Money brings out the best and the worst in people, and this is very true when it comes to financial planners. The best outcome is working with someone who takes a comprehensive interest in your financial condition, aspirations and life changing events.
But this is often not the case. And it’s good to know the red flags that signal whether your planner has yours or their best interests at heart. Large numbers of trades, unexpected fees and/or a mysterious drop in your portfolio’s value are some of the most obvious signs you’re being fleeced. But there are a plethora of other actions and events to be wary of as you seek to maximize your investing power.
Evasive about pay
Some planners are evasive about how they get paid. When you visit many financial advisors, it can feel like you are getting a free service because you don’t have to pay anything directly out of pocket to see them. That couldn’t be further from the truth in many cases. Under many structures, both the financial advisor and their parent company get paid a commission or fee based on the products they sell.
Indifference towards you
They don’t really care about your needs and goals. If your advisor hasn’t taken the time to truly get to know you, there is no way they can properly advise you about your money. They should try to understand you as a person, along with your goals for life and your time horizon for retirement.
Some planners tell you they can “easily” beat the market. This is a fallacy—if anyone tells you they can beat the market, don’t walk, run in the other direction. A multitude of studies have proven that the vast majority of people, including investment professionals, can’t beat the average long-term returns of the market after fees.
Maybe a Christmas card
You only hear from them once a year. Any advisor worth their salt should make an effort to communicate with you on a semi-regular basis. At the very least they should be calling to see how you are doing, asking you about any major changes in your life and making sure you are on track to reach your long-term goals.
They are beating down your door with all sorts of products. If your advisor is paid by commission, they only make money when you buy or sell something. They are highly incentivized to call you and get you to buy and sell investments.
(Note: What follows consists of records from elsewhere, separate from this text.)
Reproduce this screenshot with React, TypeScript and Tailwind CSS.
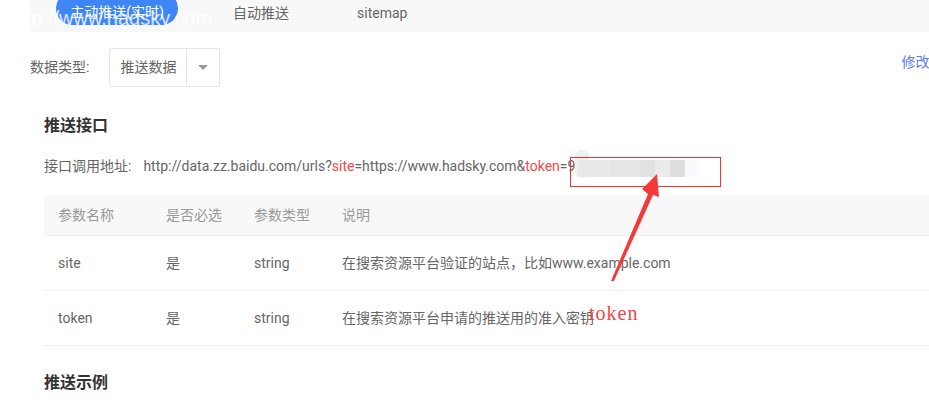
const font = "font-['Roboto','Noto_Sans_CJK_SC',sans-serif]";

const rows = [
  { name: "site", req: "是", type: "string", desc: "在搜索资源平台验证的站点，比如www.example.com" },
  { name: "token", req: "是", type: "string", desc: "在搜索资源平台申请的推送用的准入密钥" },
];

export default function App() {
  return (
    <div className={`relative w-[929px] h-[408px] overflow-hidden bg-white text-[14px] text-[#666] ${font}`}>
      <div className="w-[1000px] pl-[30px]">
        {/* tabs */}
        <div className="flex h-[32px] items-start bg-[#f8f8f8]">
          <div className="ml-[26px] -mt-[8px] flex h-[33px] w-[122px] items-center justify-center rounded-full bg-[#3e86f6] pt-[8px] text-white">
            主动推送(实时)
          </div>
          <div className="ml-[55px] pt-[3px]">自动推送</div>
          <div className="ml-[68px] pt-[3px]">sitemap</div>
        </div>

        {/* data type */}
        <div className="mt-[16px] flex items-center">
          <span>数据类型:</span>
          <div className="ml-[20px] flex h-[39px] w-[111px] items-center rounded-[2px] border border-[#e6e6e6]">
            <span className="w-[76px] pl-[10px]">推送数据</span>
            <div className="flex h-full flex-1 items-center justify-center border-l border-[#e6e6e6]">
              <span className="h-0 w-0 border-x-[5px] border-t-[5px] border-x-transparent border-t-[#999]" />
            </div>
          </div>
          <span className="ml-[681px] -mt-[11px] text-[#5a7bfa]">修改</span>
        </div>

        <div className="pl-[14px]">
          <h2 className="mt-[27px] text-[16px] font-bold text-[#333]">推送接口</h2>

          <div className="mt-[18px] flex">
            <span>接口调用地址:</span>
            <span className="ml-[12px]">
              http://data.zz.baidu.com/urls?<span className="text-[#f5484a]">site</span>=https://www.hadsky.com&amp;
              <span className="text-[#f5484a]">token</span>=9
            </span>
          </div>

          {/* table */}
          <div className="mt-[18px]">
            <div className="flex h-[41px] items-center border-b border-[#eee] bg-[#f8f8f8] text-[#999]">
              <span className="w-[122px] pl-[14px]">参数名称</span>
              <span className="w-[88px]">是否必选</span>
              <span className="w-[88px]">参数类型</span>
              <span>说明</span>
            </div>
            {rows.map((r) => (
              <div key={r.name} className="flex h-[55px] items-center border-b border-[#eee]">
                <span className="w-[122px] pl-[14px]">{r.name}</span>
                <span className="w-[88px]">{r.req}</span>
                <span className="w-[88px]">{r.type}</span>
                <span>{r.desc}</span>
              </div>
            ))}
          </div>

          <h2 className="mt-[25px] text-[16px] font-bold text-[#333]">推送示例</h2>
        </div>
      </div>

      {/* watermark */}
      <div className="pointer-events-none absolute left-[9px] top-[3px] font-['Liberation_Sans',sans-serif] text-[20px] text-white/80">
        http://www.hadsky.com
      </div>

      {/* blurred token + annotation */}
      <div className="absolute left-[575px] top-[150px] h-[28px] w-[14px] rounded-full bg-[#f0f0f0]" />
      <div className="absolute left-[578px] top-[160px] flex h-[17px] blur-[0.5px]">
        <div className="w-[32px] bg-[#e9e9e9]" />
        <div className="w-[30px] bg-[#e6e6e6]" />
        <div className="w-[15px] bg-[#e1e1e1]" />
        <div className="w-[15px] bg-[#ebebeb]" />
        <div className="w-[15px] bg-[#dedede]" />
        <div className="w-[14px] bg-[#f7f9fd]" />
      </div>
      <div className="absolute left-[570px] top-[157px] h-[30px] w-[151px] border border-[#ee3333]" />
      <svg className="absolute left-0 top-0" width="929" height="408">
        <polygon points="611,281 648,194 642,189 657,174 659,197 653,195 614,281" fill="#f23a3a" />
      </svg>
      <div className="absolute left-[589px] top-[298px] font-['Liberation_Serif',serif] text-[20px] tracking-[1px] text-[#f0484a]">
        token
      </div>
    </div>
  );
}
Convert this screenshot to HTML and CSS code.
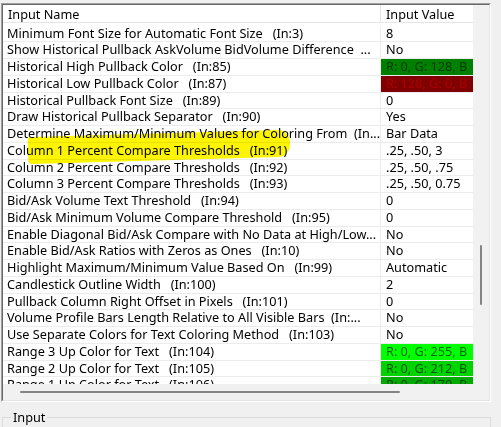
FILE: index.html
```html
<!DOCTYPE html>
<html>
<head>
<meta charset="utf-8">
<link rel="stylesheet" href="styles.css">
</head>
<body>
<div class="page">
  <div class="frame">
    <div class="client">
      <div class="view">
        <div class="header">
          <div class="hcell name">Input Name</div>
          <div class="hcell value">Input Value</div>
        </div>
        <div class="rows">
          <div class="row"><div class="cell name">Minimum Font Size for Automatic Font Size   (In:3)</div><div class="cell value">8</div></div>
          <div class="row"><div class="cell name">Show Historical Pullback AskVolume BidVolume Difference  ...</div><div class="cell value">No</div></div>
          <div class="row"><div class="cell name">Historical High Pullback Color   (In:85)</div><div class="cell value c-green128">R: 0, G: 128, B</div></div>
          <div class="row"><div class="cell name">Historical Low Pullback Color   (In:87)</div><div class="cell value c-red128">R: 128, G: 0, B</div></div>
          <div class="row"><div class="cell name">Historical Pullback Font Size   (In:89)</div><div class="cell value">0</div></div>
          <div class="row"><div class="cell name">Draw Historical Pullback Separator   (In:90)</div><div class="cell value">Yes</div></div>
          <div class="row"><div class="cell name">Determine Maximum/Minimum Values for Coloring From  (In...</div><div class="cell value">Bar Data</div></div>
          <div class="row"><div class="cell name">Column 1 Percent Compare Thresholds   (In:91)</div><div class="cell value">.25, .50, 3</div></div>
          <div class="row"><div class="cell name">Column 2 Percent Compare Thresholds   (In:92)</div><div class="cell value">.25, .50, .75</div></div>
          <div class="row"><div class="cell name">Column 3 Percent Compare Thresholds   (In:93)</div><div class="cell value">.25, .50, 0.75</div></div>
          <div class="row"><div class="cell name">Bid/Ask Volume Text Threshold   (In:94)</div><div class="cell value">0</div></div>
          <div class="row"><div class="cell name">Bid/Ask Minimum Volume Compare Threshold   (In:95)</div><div class="cell value">0</div></div>
          <div class="row"><div class="cell name">Enable Diagonal Bid/Ask Compare with No Data at High/Low...</div><div class="cell value">No</div></div>
          <div class="row"><div class="cell name">Enable Bid/Ask Ratios with Zeros as Ones   (In:10)</div><div class="cell value">No</div></div>
          <div class="row"><div class="cell name">Highlight Maximum/Minimum Value Based On   (In:99)</div><div class="cell value">Automatic</div></div>
          <div class="row"><div class="cell name">Candlestick Outline Width   (In:100)</div><div class="cell value">2</div></div>
          <div class="row"><div class="cell name">Pullback Column Right Offset in Pixels   (In:101)</div><div class="cell value">0</div></div>
          <div class="row"><div class="cell name">Volume Profile Bars Length Relative to All Visible Bars  (In:...</div><div class="cell value">No</div></div>
          <div class="row"><div class="cell name">Use Separate Colors for Text Coloring Method   (In:103)</div><div class="cell value">No</div></div>
          <div class="row"><div class="cell name">Range 3 Up Color for Text   (In:104)</div><div class="cell value c-green255">R: 0, G: 255, B</div></div>
          <div class="row"><div class="cell name">Range 2 Up Color for Text   (In:105)</div><div class="cell value c-green212">R: 0, G: 212, B</div></div>
          <div class="row"><div class="cell name">Range 1 Up Color for Text   (In:106)</div><div class="cell value c-green170">R: 0, G: 170, B</div></div>
        </div>
      </div>
      <div class="vscroll"><div class="vthumb"></div></div>
      <div class="hscroll"><div class="hthumb"></div></div>
      <div class="corner"></div>
    </div>
  </div>
  <fieldset class="group">
    <legend>Input</legend>
  </fieldset>
  <div class="hl"></div>
</div>
</body>
</html>
```
FILE: styles.css
```css
* { box-sizing: border-box; }
body {
  margin: 0;
  background: #f0f0f0;
  font-family: "Noto Sans", "Open Sans", sans-serif;
  font-size: 12.7px;
  color: #000;
}
.page {
  position: relative;
  width: 501px;
  height: 427px;
  overflow: hidden;
  padding: 3px 0 0 1px;
}
.frame {
  width: 490px;
  height: 399px;
  border: 1px solid;
  border-color: #a0a0a0 #ffffff #ffffff #a0a0a0;
}
.client {
  height: 100%;
  border: 1px solid;
  border-color: #696969 #e3e3e3 #e3e3e3 #696969;
  display: grid;
  grid-template-columns: 470px 16px;
  grid-template-rows: 379px 16px;
  background: #fff;
}
.view {
  overflow: hidden;
  background: #fff;
}
.header {
  display: flex;
  height: 18px;
  border-bottom: 1px solid #e5e5e5;
}
.hcell {
  padding: 1px 0 0 5px;
  line-height: 16px;
  white-space: nowrap;
}
.hcell.name { width: 378px; border-right: 1px solid #e5e5e5; }
.hcell.value { width: 92px; }
.rows { padding-top: 2.5px; }
.row {
  display: flex;
  height: 16.76px;
  border-bottom: 1px solid #ececec;
}
.cell {
  white-space: pre;
  line-height: 15.76px;
}
.cell.name { width: 378px; flex: none; padding-left: 4px; border-right: 1px solid #ececec; }
.cell.value { width: 92px; flex: none; padding-left: 5px; }
.c-green128 { background: #008000; color: #003c00; }
.c-red128 { background: #800000; color: #a80000; }
.c-green255 { background: #00ff00; color: #0a6a0a; }
.c-green212 { background: #00d400; color: #055805; }
.c-green170 { background: #00aa00; color: #044a04; }
.vscroll {
  background: #f1f1f1;
  padding-top: 240px;
  display: flex;
  justify-content: center;
}
.vthumb {
  width: 2px;
  height: 60px;
  border-radius: 1px;
  background: #858585;
}
.hscroll {
  background: #f1f1f1;
  padding: 7px 0 0 17px;
}
.hthumb {
  width: 380px;
  height: 2px;
  border-radius: 1px;
  background: #858585;
}
.corner { background: #f1f1f1; }
.group {
  margin: 9px 0 0 1px;
  width: 489px;
  height: 40px;
  border: 1px solid #dcdcdc;
  padding: 0 0 0 8px;
}
.group legend {
  padding: 0 2px;
  line-height: 13px;
}
.hl {
  position: absolute;
  left: 28px;
  top: 137px;
  width: 262px;
  height: 27px;
  background: #fcf400;
  mix-blend-mode: multiply;
  border-radius: 3px 12px 12px 4px;
  transform: rotate(-1.6deg);
  transform-origin: left center;
}
```
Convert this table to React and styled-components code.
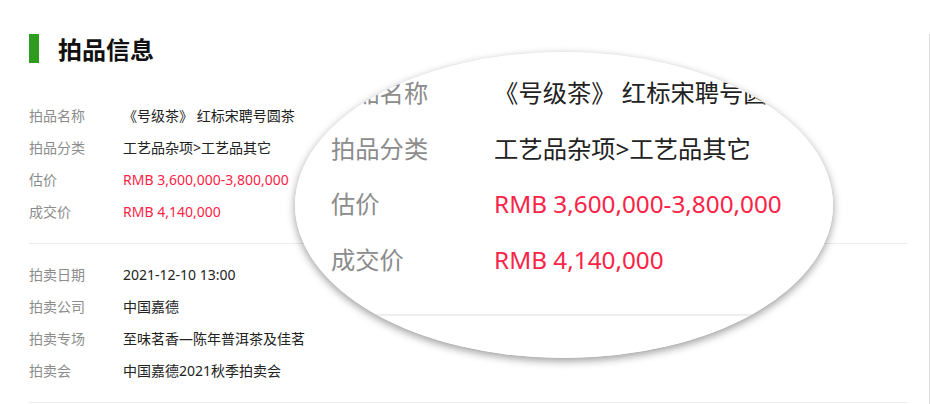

They haven’t offered you a written financial plan. If you’re paying hundreds, or thousands, of dollars a year to a financial advisor, they should help you plan for the future. It should be more than just a little pie in the sky advice, but a real written financial plan with targets based on your budget and income.
Just hung out a shingle
They have few certifications and qualifications. It’s established that literally anyone can call them self a financial advisor whether or not they are educated and certified, so it’s up to you to make sure they are qualified. Check with financial planning licensing boards, look them up on the Internet and ask friends who may be dealing with them.
They only sell you funds from their own company. When selecting a mutual fund, you should be looking for a low cost option with a proven track record. If your advisor is only offering funds from their own company, chances are you are paying more than you need to and possibly getting worse performance.
Meeting the market
You don’t have to beat the market. You just have to match it, or come close. Over 100 years of returns show that inevitably, the U.S. stock market goes up. You should be investing in low cost (any fund you buy should have an expense ratio of less than 0.25 percent), passively managed index funds (funds that hold all of the companies in the index they track), financial blog The Frugal Vagabond advises.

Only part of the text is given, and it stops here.